The trouble began when Carol and Peter Devia both lost their newspaper delivery jobs and were subsequently evicted from their apartment. When the couple and their two sons began looking for new housing, landlords would take one look at Rocco and turn the family away.

“When landlords see Camilla, they have no problem with her. Everybody will take her,” Carol told ABC News, referring to the family’s other canine family member. “But as soon as they see Rocco, they say ‘Oh no.’”
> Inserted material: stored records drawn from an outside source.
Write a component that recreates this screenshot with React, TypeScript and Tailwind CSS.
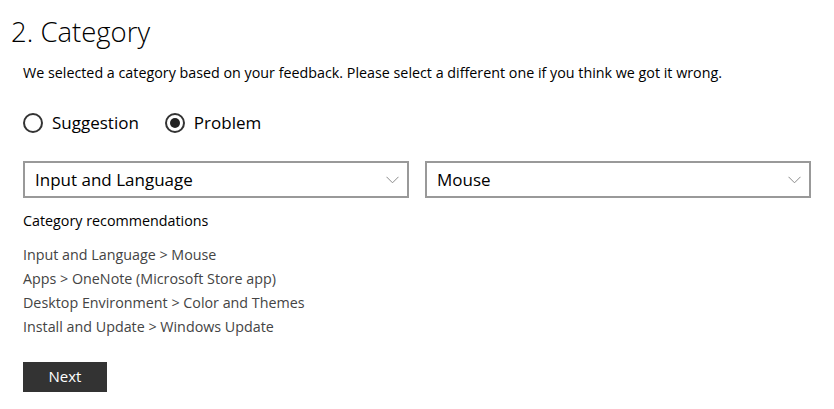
import React from "react";

const font = { fontFamily: '"Open Sans", "Noto Sans", sans-serif' };

function Chevron() {
  return (
    <svg width="13" height="8" viewBox="0 0 13 8" className="shrink-0">
      <path d="M0.5 0.8 L6.5 6.8 L12.5 0.8" fill="none" stroke="#8a8a8a" strokeWidth="1" />
    </svg>
  );
}

function Select({ label }: { label: string }) {
  return (
    <div className="flex h-[37px] w-[386px] items-center justify-between border-2 border-[#999999] bg-white pl-[10px] pr-[8px] pt-[2px]">
      <span className="text-[17px] text-black">{label}</span>
      <Chevron />
    </div>
  );
}

function Radio({ checked, label }: { checked?: boolean; label: string }) {
  return (
    <div className="flex items-center gap-[9px]">
      <div className="flex h-[20px] w-[20px] items-center justify-center rounded-full border-2 border-[#333333]">
        {checked && <div className="h-[10px] w-[10px] rounded-full bg-[#222222]" />}
      </div>
      <span className="text-[17px] text-black">{label}</span>
    </div>
  );
}

export default function App() {
  return (
    <div className="h-[409px] w-[834px] bg-white" style={font}>
      <div className="pl-[11px] pt-[14px]">
        <h1 className="text-[27.5px] font-light leading-[36px] text-black">2. Category</h1>
      </div>
      <div className="pl-[23px]">
        <p className="mt-[13px] text-[14.3px] leading-[20px] text-black">
          We selected a category based on your feedback. Please select a different one if you think we got it wrong.
        </p>
        <div className="mt-[27px] flex items-center gap-[26px]">
          <Radio label="Suggestion" />
          <Radio checked label="Problem" />
        </div>
        <div className="mt-[25px] flex gap-[16px]">
          <Select label="Input and Language" />
          <Select label="Mouse" />
        </div>
        <p className="mt-[13px] text-[14.3px] leading-[20px] text-black">Category recommendations</p>
        <ul className="mt-[12px] flex flex-col text-[14.3px] leading-[24px] text-[#444444]">
          <li>Input and Language &gt; Mouse</li>
          <li>Apps &gt; OneNote (Microsoft Store app)</li>
          <li>Desktop Environment &gt; Color and Themes</li>
          <li>Install and Update &gt; Windows Update</li>
        </ul>
        <button className="mt-[23px] flex h-[30px] w-[84px] items-center justify-center bg-[#333333] text-[15px] text-white">
          Next
        </button>
      </div>
    </div>
  );
}
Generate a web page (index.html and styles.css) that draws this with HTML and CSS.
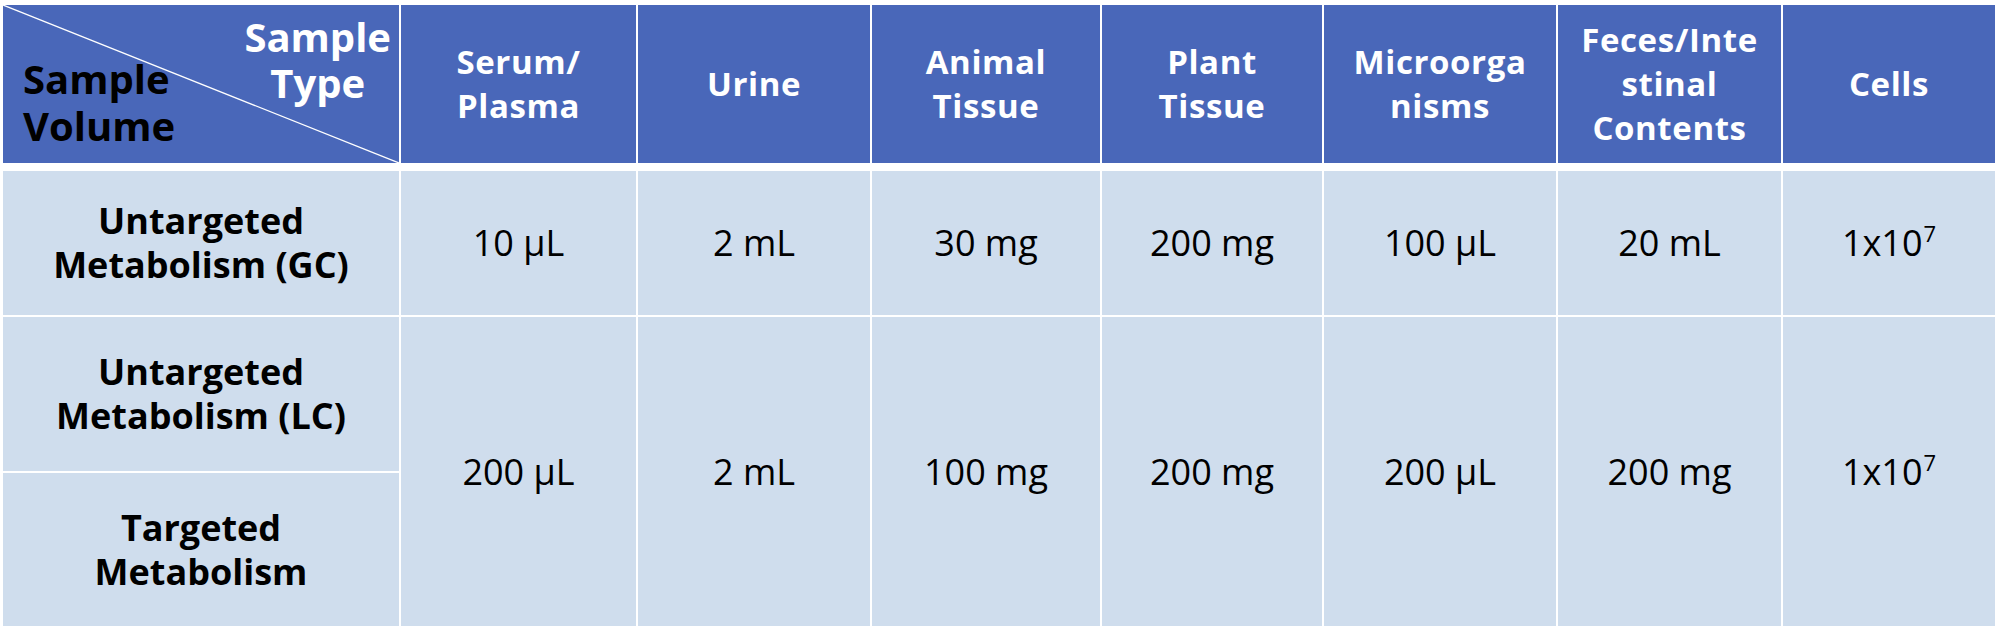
FILE: index.html
```html
<!DOCTYPE html>
<html lang="en">
<head>
<meta charset="utf-8">
<title>Sample Requirements</title>
<link rel="stylesheet" href="styles.css">
</head>
<body>
<div class="wrap">
<table class="spec">
  <colgroup>
    <col class="c1"><col class="c2"><col class="c3"><col class="c4"><col class="c5"><col class="c6"><col class="c7"><col class="c8">
  </colgroup>
  <thead>
    <tr>
      <th class="corner">
        <svg class="diag" viewBox="0 0 100 100" preserveAspectRatio="none"><line x1="0" y1="0" x2="100" y2="100" stroke="#ffffff" stroke-width="1.3" vector-effect="non-scaling-stroke"/></svg>
        <div class="corner-in">
          <span class="ct">Sample<br>Type</span>
          <span class="cv">Sample<br>Volume</span>
        </div>
      </th>
      <th>Serum/<br>Plasma</th>
      <th>Urine</th>
      <th>Animal<br>Tissue</th>
      <th>Plant<br>Tissue</th>
      <th>Microorga<br>nisms</th>
      <th>Feces/Inte<br>stinal<br>Contents</th>
      <th class="last">Cells</th>
    </tr>
  </thead>
  <tbody>
    <tr class="r1">
      <td class="label">Untargeted<br>Metabolism (GC)</td>
      <td>10 µL</td>
      <td>2 mL</td>
      <td>30 mg</td>
      <td>200 mg</td>
      <td>100 µL</td>
      <td>20 mL</td>
      <td class="last">1x10<sup>7</sup></td>
    </tr>
    <tr class="r2">
      <td class="label">Untargeted<br>Metabolism (LC)</td>
      <td rowspan="2">200 µL</td>
      <td rowspan="2">2 mL</td>
      <td rowspan="2">100 mg</td>
      <td rowspan="2">200 mg</td>
      <td rowspan="2">200 µL</td>
      <td rowspan="2">200 mg</td>
      <td rowspan="2" class="last">1x10<sup>7</sup></td>
    </tr>
    <tr class="r3">
      <td class="label">Targeted<br>Metabolism</td>
    </tr>
  </tbody>
</table>
</div>
</body>
</html>
```
FILE: styles.css
```css
html, body {
  margin: 0;
  padding: 0;
  background: #ffffff;
}

.wrap {
  padding: 5px 4px 0 3px;
}

.spec {
  width: 1992px;
  table-layout: fixed;
  border-collapse: separate;
  border-spacing: 0;
  font-family: "Open Sans", "Noto Sans", "Liberation Sans", sans-serif;
}

.c1 { width: 398px; }
.c2 { width: 237px; }
.c3 { width: 234px; }
.c4 { width: 230px; }
.c5 { width: 222px; }
.c6 { width: 234px; }
.c7 { width: 225px; }
.c8 { width: 212px; }

.spec th,
.spec td {
  box-sizing: border-box;
  padding: 0;
  text-align: center;
  vertical-align: middle;
  border-right: 2px solid #ffffff;
  border-bottom: 2px solid #ffffff;
}

.spec th.last,
.spec td.last {
  border-right: 0;
}

.spec th {
  height: 166px;
  background: #4967b9;
  color: #ffffff;
  font-size: 33px;
  font-weight: 700;
  line-height: 44px;
  letter-spacing: 0.6px;
  border-bottom: 8px solid #ffffff;
}

.spec td {
  background: #cfdded;
  color: #000000;
  font-size: 36px;
  font-weight: 400;
  line-height: 44px;
}

.spec td.label {
  font-weight: 700;
}

.r1 td { height: 146px; }
.r2 td.label { height: 156px; }
.r3 td { height: 155px; }

.spec sup {
  font-size: 22px;
  line-height: 0;
  vertical-align: 14px;
  margin-left: 1px;
}

.corner {
  position: relative;
}

.diag {
  position: absolute;
  left: 0;
  top: 0;
  width: 100%;
  height: 100%;
  display: block;
}

.corner-in {
  position: relative;
  height: 158px;
  display: flex;
  flex-direction: column;
  justify-content: flex-start;
  padding: 0 8px 0 20px;
  box-sizing: border-box;
  font-size: 40px;
  line-height: 46px;
  letter-spacing: 0;
}

.ct {
  align-self: flex-end;
  color: #ffffff;
  text-align: center;
  margin-top: 9px;
}

.cv {
  align-self: flex-start;
  color: #000000;
  text-align: left;
  margin-top: -51px;
  line-height: 47px;
}
```
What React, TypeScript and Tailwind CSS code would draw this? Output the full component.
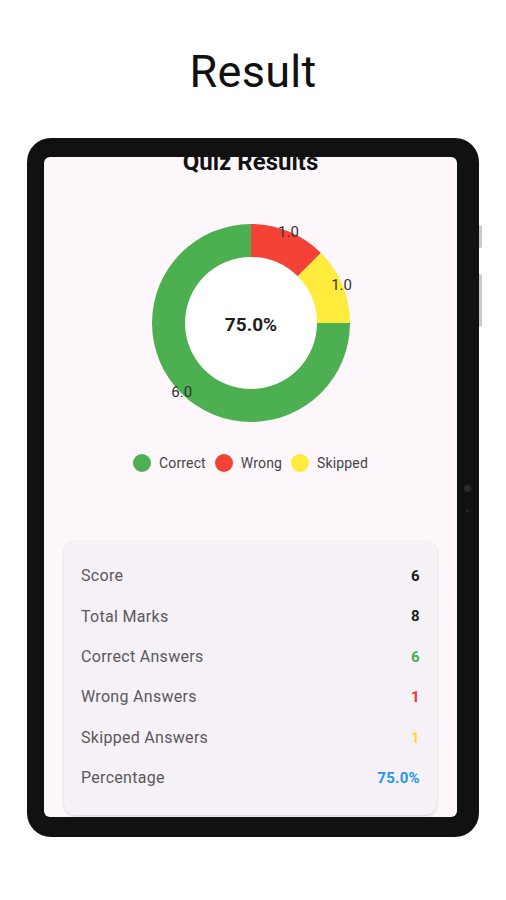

Camilla, a lab mix, and Rocco, the pit bull, are both housetrained and obedient animals, according to the Devias. But Rocco alone caused the housing crisis that the Devia family, as well as so many other pit bull-loving families, were forced to face. And while seventeen states have passed laws preventing breed-based doggy discrimination, Calif. is apparently not one of them.

Pit bull advocacy organization BAD RAP collected donations to Support the Devias, which allowed the family to live in a hotel through the winter. But after bouts of bed bugs in a series of cheap pet-friendly hotels, Carol and Peter moved into their car, while their sons couchsurfed at friends’ homes.

Thankfully, this story has a happy ending. One landlord learned of the Devias’ plight through a pit bull advocacy group, and offered the family a pit bull-friendly place to live. The family moved into their new home just in time to celebrate their son’s 20th birthday. After months of eating “noodles and soups and 7-Eleven sandwiches,” the prospect of a birthday dinner cooked in a proper kitchen was nothing short of thrilling.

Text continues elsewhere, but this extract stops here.